Die Chancen stehen nicht schlecht. Denn der gleiche Grund, nämlich die nationale Sicherheit und die Geopolitik, der Huawei zunächst an den Rand seiner Existenz brachte, dürfte ihm nun zugutekommen. Die Ironie der Geschichte ist dabei: Erst die schrillen Warnungen vor Huaweis Gefährlichkeit haben Chinas Eliten aufgeweckt und aufgeklärt, dass in Wahrheit sie selbst in einer deutlich prekären Lage steckten. Während harte Beweise gegen Huawei bis heute in der Öffentlichkeit fehlen, waren Chinas strategische Risiken durch die technologische Abhängigkeit hinlänglich bekannt, jedoch wenig beachtet.

“缺芯少魂“ – „Ohne (eigene) Chips, Ohne (ein eigenes) OS“ – diese vier Worte wurden zu einem bekannten Wortspiel im chinesischsprachigen Raum. Sie fassen die lange „übersehene“ Misere griffig zusammen.

Es mag sein, sagen sich immer mehr Chinesen, dass Alibaba (früher mal) mit Amazon ebenbürtig war, oder dass BYD heute mehr Autos verkaufen als Tesla es kann. Aber all diese vermeintlichen Erfolge stünden letztlich doch auf tönernen Füßen, weil die technologische Basis dafür nicht indigen ist. Insofern bedarf es wenig Fantasie vorherzusehen, dass HarmonyOS recht zügig Android und iOS in China verdrängen wird. Es dürfte losgehen mit allen Endgeräten der Behörden und Staatsunternehmen. „Nationale Sicherheit“ zu politisieren ist schon immer reziprok gewesen. Das allein würde den Aufbau des Harmony-Ökosystems erheblich beflügeln. Infolgedessen wird auch ein Teil der privaten Verbraucher wechseln, in einem Markt mit mehr als eine Milliarde Mobilinternetnutzern. Ob es zu einem faktischen Wechselzwang für alle kommen könnte, hängt noch von der generellen Entwicklung der amerikanisch-chinesischen Beziehung ab. Mit HarmonyOS ist erstmals die technische Voraussetzung dafür geschaffen worden.
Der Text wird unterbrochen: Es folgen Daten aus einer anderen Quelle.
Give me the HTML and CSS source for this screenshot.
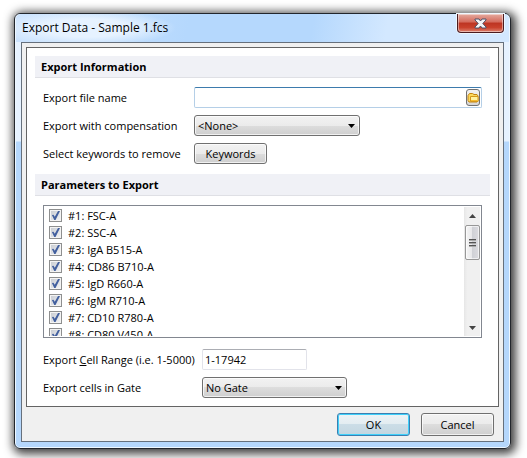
FILE: index.html
```
<!DOCTYPE html>
<html lang="en">
<head>
    <meta charset="UTF-8">
    <meta name="viewport" content="width=device-width, initial-scale=1.0">
    <title>Export Data - Sample 1.fcs</title>
    <link rel="stylesheet" href="styles.css">
</head>
<body>
    <form class="dialog">
        <header class="titlebar">
            <h1>Export Data - Sample 1.fcs</h1>
            <button type="button" class="close" aria-label="Close">
                <svg width="13" height="11" viewBox="0 0 13 11">
                    <path d="M1 1h4l1.500 2L8 1h4v1L8.800 5.500 12 9v1H8L6.500 8 5 10H1V9l3.200-3.500L1 2z" fill="#f4f4f6" stroke="#4d5068"/>
                </svg>
            </button>
        </header>

        <div class="client">
            <div class="panel">
                <h2>Export Information</h2>
                <div class="fields">
                    <div class="row">
                        <label for="fileName">Export file name</label>
                        <div class="file-box">
                            <input type="text" id="fileName">
                            <button type="button" class="browse" aria-label="Browse">
                                <svg width="12" height="12" viewBox="0 0 12 12">
                                    <path d="M1 8.500V3.500l1.500-2h3l1.500 1h3l1 1.500v5l-1 1H2z" fill="#fbd95c" stroke="#c48410"/>
                                    <path d="M3.500 4.500h7.500v5H3.500z" fill="#fff3a0" stroke="#d3961a"/>
                                    <path d="M4 8.500h6.500" stroke="#f6bd2d"/>
                                </svg>
                            </button>
                        </div>
                    </div>
                    <div class="row">
                        <label for="compensation">Export with compensation</label>
                        <div class="select select-wide">
                            <select id="compensation">
                                <option>&lt;None&gt;</option>
                            </select>
                            <svg class="arrow" width="7" height="4" viewBox="0 0 7 4"><path d="M0 0h7L3.500 4z"/></svg>
                        </div>
                    </div>
                    <div class="row">
                        <label for="keywords">Select keywords to remove</label>
                        <button type="button" id="keywords" class="btn">Keywords</button>
                    </div>
                </div>

                <h2>Parameters to Export</h2>
                <div class="list-box">
                    <div class="list">
                        <label><input type="checkbox" checked>#1: FSC-A</label>
                        <label><input type="checkbox" checked>#2: SSC-A</label>
                        <label><input type="checkbox" checked>#3: IgA B515-A</label>
                        <label><input type="checkbox" checked>#4: CD86 B710-A</label>
                        <label><input type="checkbox" checked>#5: IgD R660-A</label>
                        <label><input type="checkbox" checked>#6: IgM R710-A</label>
                        <label><input type="checkbox" checked>#7: CD10 R780-A</label>
                        <label><input type="checkbox" checked>#8: CD80 V450-A</label>
                    </div>
                    <div class="scrollbar">
                        <svg width="7" height="4" viewBox="0 0 7 4"><path d="M0 4h7L3.500 0z" fill="#444"/></svg>
                        <div class="thumb">
                            <svg width="7" height="8" viewBox="0 0 7 8"><path d="M0 .5h7M0 3.500h7M0 6.500h7" stroke="#555"/><path d="M0 1.500h7M0 4.500h7M0 7.500h7" stroke="#aaa"/></svg>
                        </div>
                        <svg width="7" height="4" viewBox="0 0 7 4"><path d="M0 0h7L3.500 4z" fill="#444"/></svg>
                    </div>
                </div>

                <div class="fields fields-range">
                    <div class="row">
                        <label for="range">Export <u>C</u>ell Range (i.e. 1-5000)</label>
                        <input type="text" id="range" class="range" value="1-17942">
                    </div>
                    <div class="row">
                        <label for="gate">Export cells in Gate</label>
                        <div class="select">
                            <select id="gate">
                                <option>No Gate</option>
                            </select>
                            <svg class="arrow" width="7" height="4" viewBox="0 0 7 4"><path d="M0 0h7L3.500 4z"/></svg>
                        </div>
                    </div>
                </div>
            </div>

            <footer class="actions">
                <button type="submit" class="btn btn-default">OK</button>
                <button type="button" class="btn">Cancel</button>
            </footer>
        </div>
    </form>
</body>
</html>
```
FILE: styles.css
```
* {
    box-sizing: border-box;
}

body {
    margin: 0;
    padding: 13px 16px 9px 14px;
    background-color: #fff;
    font-family: "Open Sans", "Noto Sans", sans-serif;
    font-size: 11px;
    color: #000;
    overflow: hidden;
}

input, select, button {
    font: inherit;
    color: inherit;
    margin: 0;
}

h1, h2 {
    margin: 0;
    font-size: 12px;
}

/* window frame */
.dialog {
    padding: 0 6px 6px;
    border: 1px solid #22262c;
    border-radius: 6px;
    background: linear-gradient(#e6f2ff 0, #e6f2ff 127px, #b5d7fc 128px);
    box-shadow: inset 0 0 0 1px #eef7ff, 2px 2px 10px 3px rgba(0, 0, 0, 0.75);
}

.titlebar {
    display: flex;
    justify-content: space-between;
    align-items: flex-start;
    height: 28px;
    margin: 0 -5px;
    padding: 0 5px;
    border-radius: 5px 5px 0 0;
    background: radial-gradient(ellipse 90px 18px at 70px 14px, #e6f2ff 50%, transparent),
        linear-gradient(100deg, #cde4fe 0, #b5d8fd 35%, #b5d8fd 60%, #d3e8ff 75%, #d3e8ff 100%);
}

.titlebar h1 {
    padding-left: 1px;
    font-weight: normal;
    line-height: 28px;
}

.close {
    display: flex;
    justify-content: center;
    align-items: center;
    width: 47px;
    height: 19px;
    padding: 0;
    border: 1px solid #4b1c20;
    border-top: 0;
    border-radius: 0 0 4px 4px;
    background: linear-gradient(#e5aba0 0, #d4695b 45%, #bd3422 50%, #c9412c 75%, #dd8270 100%);
    box-shadow: inset 0 0 0 1px rgba(255, 255, 255, 0.45), 0 0 0 1px #eef7ff;
}

.client {
    padding: 4px;
    border: 1px solid #66707c;
    background-color: #f0f0f0;
}

.panel {
    padding: 8px;
    border: 1px solid #646464;
    background-color: #fff;
}

.panel h2 {
    height: 22px;
    padding-left: 6px;
    border-bottom: 1px solid #dfe0e5;
    background-color: #f0f1f6;
    font-size: 11px;
    line-height: 21px;
}

/* form rows */
.fields {
    display: grid;
    gap: 7px;
    padding: 9px 8px 10px;
}

.fields-range {
    padding: 11px 8px 0;
}

.row {
    display: grid;
    grid-template-columns: 151px 1fr;
    align-items: center;
    justify-items: start;
    height: 21px;
}

.fields-range .row {
    grid-template-columns: 159px 1fr;
}

.row label {
    white-space: nowrap;
}

input[type="text"] {
    height: 21px;
    border: 1px solid #e2e3ea;
    border-top-color: #abadb3;
    border-radius: 2px;
    padding: 0 2px;
    background-color: #fff;
    outline: none;
}

.file-box {
    position: relative;
    width: 100%;
}

.file-box input[type="text"] {
    display: block;
    width: 100%;
    padding-right: 20px;
    border-color: #b5cfe7;
    border-top-color: #3d7bad;
}

.browse {
    position: absolute;
    top: 2px;
    right: 2px;
    display: flex;
    justify-content: center;
    align-items: center;
    width: 14px;
    height: 17px;
    padding: 0;
    border: 1px solid #707070;
    border-radius: 3px;
    background: linear-gradient(#f2f2f2, #d6d6d6);
}

.range {
    width: 105px;
}

.select {
    position: relative;
    width: 145px;
}

.select-wide {
    width: 166px;
}

select, .btn {
    border: 1px solid #707070;
    border-radius: 3px;
    background: linear-gradient(#f2f2f2 0, #ebebeb 50%, #dddddd 50%, #cfcfcf 100%);
    box-shadow: inset 0 0 0 1px rgba(255, 255, 255, 0.7);
}

select {
    display: block;
    width: 100%;
    height: 21px;
    padding: 0 20px 0 3px;
    appearance: none;
    outline: none;
}

.arrow {
    position: absolute;
    top: 9px;
    right: 5px;
    pointer-events: none;
}

.btn {
    width: 73px;
    height: 21px;
    padding: 0;
}

/* parameter list */
.list-box {
    display: flex;
    height: 133px;
    margin: 9px 8px 0;
    padding: 1px;
    border: 1px solid #828790;
}

.list {
    flex: 1;
    padding: 0 4px;
    overflow-y: auto;
    scrollbar-width: none;
}

.list label {
    display: flex;
    align-items: center;
    gap: 6px;
    height: 17px;
}

.list input {
    flex: none;
    width: 13px;
    height: 13px;
    border: 1px solid #8e8f8f;
    appearance: none;
    background: linear-gradient(135deg, #c5c9d0, #f6f6f6);
    box-shadow: inset 0 0 0 1px #f4f4f4;
}

.list input:checked::before {
    content: "";
    display: block;
    width: 9px;
    height: 9px;
    margin: 1px;
    background-color: #43609f;
    clip-path: polygon(10% 45%, 28% 42%, 42% 64%, 78% 0, 100% 0, 50% 100%, 36% 100%);
}

.scrollbar {
    display: flex;
    flex-direction: column;
    align-items: center;
    width: 16px;
    padding: 7px 0 6px;
    background: linear-gradient(90deg, #e6e6e6, #f0f0f0 20%, #f0f0f0);
}

.thumb {
    display: flex;
    justify-content: center;
    align-items: center;
    width: 15px;
    height: 35px;
    margin: 7px 0 auto;
    border: 1px solid #979797;
    border-radius: 2px;
    background: linear-gradient(90deg, #f5f5f5 0, #e8e8ea 45%, #d0d1d6 50%, #dcdce0 100%);
    box-shadow: inset 0 0 0 1px rgba(255, 255, 255, 0.6);
}

.actions {
    display: flex;
    justify-content: flex-end;
    gap: 11px;
    padding: 6px 5px 1px;
}

.actions .btn {
    height: 23px;
}

.actions .btn-default {
    border-color: #3c7fb1;
    background: linear-gradient(#eef3f6 0, #e2ecf1 50%, #cbdde7 50%, #c3d6e0 100%);
    box-shadow: inset 0 0 0 1px #3fd0fa;
}
```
Im Übrigen, unter „Endgeräten“ sind keinesfalls nur Smartphones gemeint. Fast alle Smartgeräte, einschließlich moderner Autos, gehören dazu. So gesehen ist die Absichtserklärung zum Datenaustausch (im Bereich des autonomen Fahrens), welche Verkehrsminister Volker Wissing während seiner jüngsten Beijing-Reise mit China unterschrieben hat, schlichtweg notwendig. Mehr als ein erster Schritt war es allerdings auch nicht, damit die Interessen Deutschlands nicht ganz untergehen im Positions- und Positionierungskampf der beiden größten Volkswirtschaften. Die anschließenden politischen Scharmützel in Berlin zeugen leider von Unkenntnis der Thematik. Elon Musk war schon Ende April in Peking wegen der Zulassung seines Tesla-FSDs in China. Die Modalität zur Datenspeicherung war genauso der Zankapfel gewesen. Europa rennt schon wieder hinterher.

Apropos Europa: Chinas Schwäche beim Betriebssystem ist genauso auch Europas Schwäche. Das wissen alle in Washington, egal für welche Administration sie arbeiten. Der Unterschied ist nur, manche halten es für einen Grund mehr, warum Europa und die Vereinigten Staaten von Amerika zusammenstehen. Manche andere freuen sich womöglich über das Drohpotential für irgendeine Handelsstreitigkeit.

Nach diesem November wissen wir mehr.